11. See also the Dissertatio of Albertus Trabandt, Gryphiswaldiae 1883, De Minoribus quae sub nomine Quintiliani feruntur Declamationibus.

12. iv. pr. 2 Cum vero mihi Domitianus Augustus sororis suae nepotum delegaverit curam, non satis honorem iudiciorum caelestium intellegam, nisi ex hoc oneris quoque magnitudinem metiar.

13. If they had still been under Quintilian’s care when he wrote the Introduction to the Sixth Book (where referring to his domestic losses he says that he will live henceforth not to himself but to the youth of Rome), he would almost certainly have made some reference to them.

14. In judging Quintilian we must not forget that similar extravagances have not been unknown in our own literature. His translator, Guthrie—an Aberdonian Scot, who is full of enthusiasm for his author—cries out in a note on this passage: “I will engage to point out from the works of some of the greatest and most learned men, as well as of the best poets, of England, compliments to the abilities not only of princes, but of noblemen, statesmen, nay, private gentlemen, who in this respect deserved them as little as Domitian did.”

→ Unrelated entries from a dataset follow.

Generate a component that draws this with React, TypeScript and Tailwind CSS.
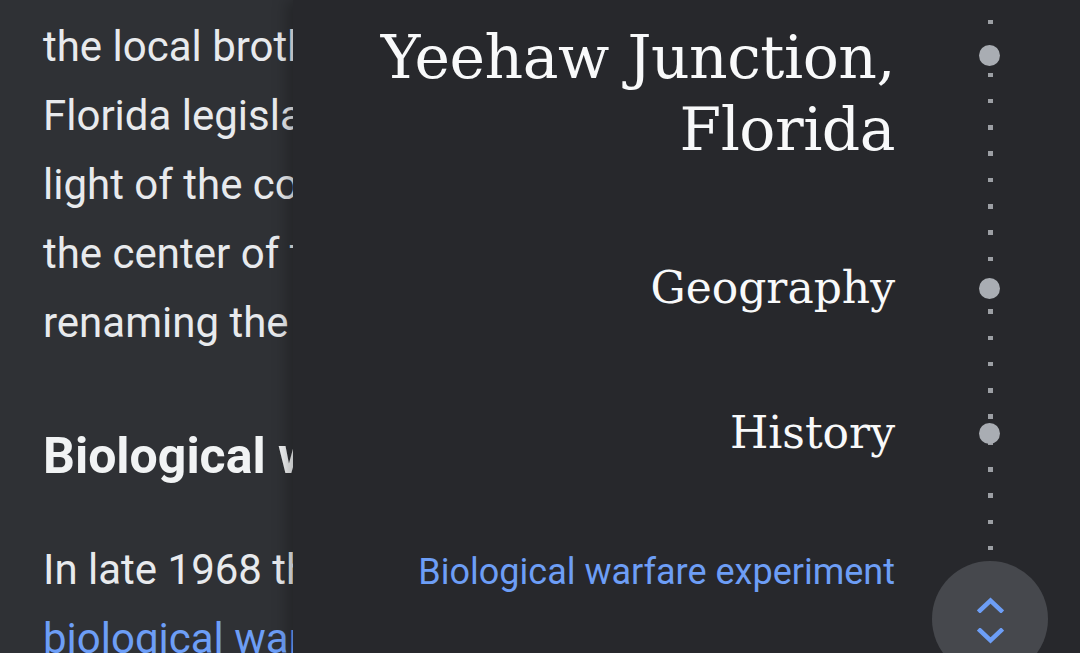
import React from "react";

const BODY_TOP = ["the local brothel", "Florida legislature", "light of the controversy", "the center of the", "renaming the"];

const SECTIONS = [
  { name: "Geography", top: "mt-[93px]" },
  { name: "History", top: "mt-[85px]" },
];

function Dot() {
  return <div className="w-[21px] h-[21px] rounded-full bg-[#a9adb3]" />;
}

export default function App() {
  return (
    <div className="flex w-[1080px] h-[653px] overflow-hidden bg-[#2f3135] font-['Roboto',sans-serif]">
      {/* article behind the drawer */}
      <div className="w-[293px] shrink-0 overflow-hidden pl-[43px] pt-[12px] text-[42px] leading-[69px] text-[#e8eaed] whitespace-nowrap">
        {BODY_TOP.map((line) => (
          <div key={line}>{line}</div>
        ))}
        <div className="mt-[65px] text-[50px] font-bold text-[#f1f3f4]">Biological warfare</div>
        <div className="mt-[44px]">In late 1968 the</div>
        <div className="text-[#6d9ef6]">biological warfare</div>
      </div>

      {/* contents drawer */}
      <div className="relative flex-1 bg-[#27282c] shadow-[-6px_0_14px_rgba(0,0,0,0.25)]">
        <div className="absolute left-[695px] top-[20px] w-[4.5px] h-[532px] bg-[repeating-linear-gradient(to_bottom,#9c9fa4_0px,#9c9fa4_4.5px,transparent_4.5px,transparent_26.3px)]" />

        <div className="relative flex flex-col pt-[21px] font-['DejaVu_Serif',serif] text-[#f8f9fa]">
          <div className="flex">
            <div className="flex-1 text-right text-[60px] leading-[72px] tracking-[-0.5px]">
              Yeehaw Junction,
              <br />
              Florida
            </div>
            <div className="w-[185px] pl-[84px] pt-[24px]">
              <Dot />
            </div>
          </div>

          {SECTIONS.map((s) => (
            <div key={s.name} className={`flex items-center ${s.top}`}>
              <div className="flex-1 text-right text-[44px] leading-[60px]">{s.name}</div>
              <div className="w-[185px] pl-[84px]">
                <Dot />
              </div>
            </div>
          ))}

          <div className="flex items-center mt-[79px]">
            <div className="flex-1 text-right font-['Roboto',sans-serif] text-[36px] leading-[60px] text-[#6d9ef6]">
              Biological warfare experiment
            </div>
            <div className="w-[185px]" />
          </div>
        </div>

        <button className="absolute left-[639px] top-[561px] w-[116px] h-[116px] rounded-full bg-[#46484d] flex flex-col items-center pt-[36px] gap-[15px]">
          <svg width="27" height="16" viewBox="0 0 27 16" fill="none">
            <path d="M3 13.5 L13.5 3.5 L24 13.5" stroke="#6d9ef6" strokeWidth="4.5" strokeLinecap="square" />
          </svg>
          <svg width="27" height="16" viewBox="0 0 27 16" fill="none">
            <path d="M3 2.5 L13.5 12.5 L24 2.5" stroke="#6d9ef6" strokeWidth="4.5" strokeLinecap="square" />
          </svg>
        </button>
      </div>
    </div>
  );
}
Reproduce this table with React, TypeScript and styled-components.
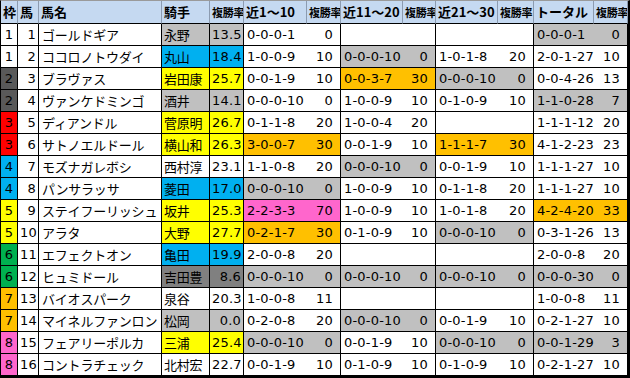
import React from "react";
import styled, { createGlobalStyle } from "styled-components";

const GlobalStyle = createGlobalStyle`
  body {
    margin: 0;
    background: #fff;
  }
`;

type Tone = "" | "g" | "d" | "o" | "p" | "b" | "y";

const tones: Record<string, string> = {
  "": "#ffffff",
  g: "#c0c0c0",
  d: "#808080",
  o: "#ffc000",
  p: "#ff66cc",
  b: "#00b0f0",
  y: "#ffff00",
};

const wakuColors: Record<number, string> = {
  1: "#ffffff",
  2: "#595959",
  3: "#ff0000",
  4: "#00b0f0",
  5: "#ffff00",
  6: "#00b050",
  7: "#ffc000",
  8: "#ff66cc",
};

type Rec = [string, string, Tone] | null;

type Horse = {
  waku: number;
  num: number;
  name: string;
  jockey: string;
  rate: string;
  tone: Tone;
  recs: Rec[];
};

const horses: Horse[] = [
  { waku: 1, num: 1, name: "ゴールドギア", jockey: "永野", rate: "13.5", tone: "g",
    recs: [["0-0-0-1", "0", ""], null, null, ["0-0-0-1", "0", "g"]] },
  { waku: 1, num: 2, name: "ココロノトウダイ", jockey: "丸山", rate: "18.4", tone: "b",
    recs: [["1-0-0-9", "10", ""], ["0-0-0-10", "0", "g"], ["1-0-1-8", "20", ""], ["2-0-1-27", "10", ""]] },
  { waku: 2, num: 3, name: "ブラヴァス", jockey: "岩田康", rate: "25.7", tone: "y",
    recs: [["0-0-1-9", "10", ""], ["0-0-3-7", "30", "o"], ["0-0-0-10", "0", "g"], ["0-0-4-26", "13", ""]] },
  { waku: 2, num: 4, name: "ヴァンケドミンゴ", jockey: "酒井", rate: "14.1", tone: "g",
    recs: [["0-0-0-10", "0", ""], ["1-0-0-9", "10", ""], ["0-1-0-9", "10", ""], ["1-1-0-28", "7", "g"]] },
  { waku: 3, num: 5, name: "ディアンドル", jockey: "菅原明", rate: "26.7", tone: "y",
    recs: [["0-1-1-8", "20", ""], ["1-0-0-4", "20", ""], null, ["1-1-1-12", "20", ""]] },
  { waku: 3, num: 6, name: "サトノエルドール", jockey: "横山和", rate: "26.3", tone: "y",
    recs: [["3-0-0-7", "30", "o"], ["0-0-1-9", "10", ""], ["1-1-1-7", "30", "o"], ["4-1-2-23", "23", ""]] },
  { waku: 4, num: 7, name: "モズナガレボシ", jockey: "西村淳", rate: "23.1", tone: "",
    recs: [["1-1-0-8", "20", ""], ["0-0-0-10", "0", "g"], ["0-0-1-9", "10", ""], ["1-1-1-27", "10", ""]] },
  { waku: 4, num: 8, name: "パンサラッサ", jockey: "菱田", rate: "17.0", tone: "b",
    recs: [["0-0-0-10", "0", "g"], ["1-0-0-9", "10", ""], ["0-1-1-8", "20", ""], ["1-1-1-27", "10", ""]] },
  { waku: 5, num: 9, name: "ステイフーリッシュ", jockey: "坂井", rate: "25.3", tone: "y",
    recs: [["2-2-3-3", "70", "p"], ["1-0-0-9", "10", ""], ["1-0-1-8", "20", ""], ["4-2-4-20", "33", "o"]] },
  { waku: 5, num: 10, name: "アラタ", jockey: "大野", rate: "27.7", tone: "y",
    recs: [["0-2-1-7", "30", "o"], ["0-1-0-9", "10", ""], ["0-0-0-10", "0", "g"], ["0-3-1-26", "13", ""]] },
  { waku: 6, num: 11, name: "エフェクトオン", jockey: "亀田", rate: "19.9", tone: "b",
    recs: [["2-0-0-8", "20", ""], null, null, ["2-0-0-8", "20", ""]] },
  { waku: 6, num: 12, name: "ヒュミドール", jockey: "吉田豊", rate: "8.6", tone: "d",
    recs: [["0-0-0-10", "0", "g"], ["0-0-0-10", "0", "g"], ["0-0-0-10", "0", "g"], ["0-0-0-30", "0", "g"]] },
  { waku: 7, num: 13, name: "バイオスパーク", jockey: "泉谷", rate: "20.3", tone: "",
    recs: [["1-0-0-8", "11", ""], null, null, ["1-0-0-8", "11", ""]] },
  { waku: 7, num: 14, name: "マイネルファンロン", jockey: "松岡", rate: "0.0", tone: "g",
    recs: [["0-2-0-8", "20", ""], ["0-0-0-10", "0", "g"], ["0-0-1-9", "10", ""], ["0-2-1-27", "10", ""]] },
  { waku: 8, num: 15, name: "フェアリーポルカ", jockey: "三浦", rate: "25.4", tone: "y",
    recs: [["0-0-0-10", "0", "g"], ["0-0-1-9", "10", ""], ["0-0-0-10", "0", "g"], ["0-0-1-29", "3", "g"]] },
  { waku: 8, num: 16, name: "コントラチェック", jockey: "北村宏", rate: "22.7", tone: "",
    recs: [["0-0-1-9", "10", ""], ["0-1-0-9", "10", ""], ["0-1-0-9", "10", ""], ["0-2-1-27", "10", ""]] },
];

const Sheet = styled.div`
  display: grid;
  grid-template-columns: 17px 21px 123px 48px 34px 63px 34px 62px 33px 62px 36px 60px 34px;
  grid-template-rows: 23px repeat(16, 22px);
  width: 630px;
  box-sizing: border-box;
  border-top: 1px solid #9a9a9a;
  border-left: 1px solid #000;
  border-right: 2px solid #000;
  border-bottom: 2px solid #000;
  font-family: "DejaVu Sans", "Noto Sans CJK JP", sans-serif;
  color: #000;
`;

const HeadCell = styled.div<{ $small?: boolean }>`
  box-sizing: border-box;
  background: #c5d9f1;
  border-right: 1px solid #8c9bb0;
  border-bottom: 1px solid #000;
  font-family: "Noto Sans CJK JP", "DejaVu Sans", sans-serif;
  font-weight: bold;
  font-size: ${(p) => (p.$small ? "11px" : "13px")};
  letter-spacing: ${(p) => (p.$small ? "-0.3px" : "0")};
  line-height: 22px;
  padding-left: 2px;
  white-space: nowrap;
  overflow: hidden;
`;

const Cell = styled.div<{ $bg: string; $align?: "left" | "right" | "center"; $open?: boolean }>`
  box-sizing: border-box;
  background: ${(p) => p.$bg};
  border-right: ${(p) => (p.$open ? "none" : "1px solid #000")};
  border-bottom: 1px solid #000;
  font-size: 13px;
  letter-spacing: 0.2px;
  line-height: 21px;
  text-align: ${(p) => p.$align || "left"};
  padding: 0 2px 0 2px;
  white-space: nowrap;
  overflow: hidden;
`;

const NameCell = styled(Cell)`
  font-family: "Noto Sans CJK JP", sans-serif;
  padding-left: 3px;
  letter-spacing: -0.2px;
`;

const JockeyCell = styled(NameCell)`
  padding-left: 2px;
`;

const RecCell = styled(Cell)`
  padding-left: 3px;
  padding-right: 0;
`;

const RateCell = styled(Cell)`
  padding-right: 7px;
`;

const headers: { label: string; small?: boolean }[] = [
  { label: "枠" },
  { label: "馬" },
  { label: "馬名" },
  { label: "騎手" },
  { label: "複勝率", small: true },
  { label: "近1～10" },
  { label: "複勝率", small: true },
  { label: "近11～20" },
  { label: "複勝率", small: true },
  { label: "近21～30" },
  { label: "複勝率", small: true },
  { label: "トータル" },
  { label: "複勝率", small: true },
];

const RecordPair: React.FC<{ rec: Rec }> = ({ rec }) => {
  const bg = tones[rec ? rec[2] : ""];
  return (
    <>
      <RecCell $bg={bg} $open>
        {rec ? rec[0] : ""}
      </RecCell>
      <RateCell $bg={bg} $align="right">
        {rec ? rec[1] : ""}
      </RateCell>
    </>
  );
};

const HorseRow: React.FC<{ horse: Horse }> = ({ horse }) => (
  <>
    <Cell $bg={wakuColors[horse.waku]} $align="center">
      {horse.waku}
    </Cell>
    <Cell $bg="#fff" $align="right">
      {horse.num}
    </Cell>
    <NameCell $bg="#fff">{horse.name}</NameCell>
    <JockeyCell $bg={tones[horse.tone]}>{horse.jockey}</JockeyCell>
    <Cell $bg={tones[horse.tone]} $align="right">
      {horse.rate}
    </Cell>
    {horse.recs.map((r, i) => (
      <RecordPair key={i} rec={r} />
    ))}
  </>
);

export default function App() {
  return (
    <>
      <GlobalStyle />
      <Sheet>
        {headers.map((h, i) => (
          <HeadCell key={i} $small={h.small}>
            {h.label}
          </HeadCell>
        ))}
        {horses.map((h) => (
          <HorseRow key={h.num} horse={h} />
        ))}
      </Sheet>
    </>
  );
}
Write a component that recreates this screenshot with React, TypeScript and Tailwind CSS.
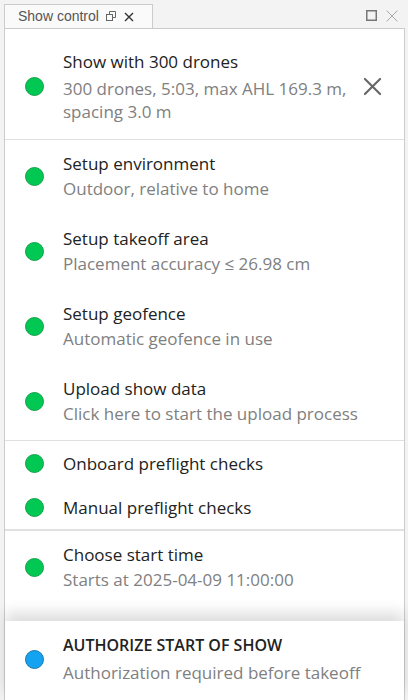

15. The expression used in vi. pr. §4, meo casu cui tamen nihil obici nisi quod vivam potest, shows that Quintilian was quite conscious of his comfortable circumstances.—Halm (followed by Meister) reads quam quod vivam: but I find nisi in both the Bamberg (G) and the Harleian codices.

16. Some have supposed that Quintilian made a second marriage (sometime between 93 and 95), after losing his wife and two children. This theory, which is rejected now by Mommsen, Teuffel, and most authorities, was invented to account for the existence of a grown-up daughter, to whom, on the occasion of her marriage (about the year 105), Pliny gives a present of 50,000 sesterces: Ep. vi. 32. But this young lady must have been the daughter of another Quintilianus altogether. What we know of our Quintilian’s affluent circumstances is inconsistent with such liberality on Pliny’s part: the gift is offered as to a man who is comparatively poor. Moreover, the letter intimating the gift contains no such reference to the services of a former teacher as might have been expected on so interesting an occasion. And lastly it is almost inconceivable that Quintilian, after bewailing in the Introduction to Book vi. (about 93 A.D.) the bereavements that left him desolate (superstes omnium meorum), should have had twelve years afterwards a daughter of marriageable age.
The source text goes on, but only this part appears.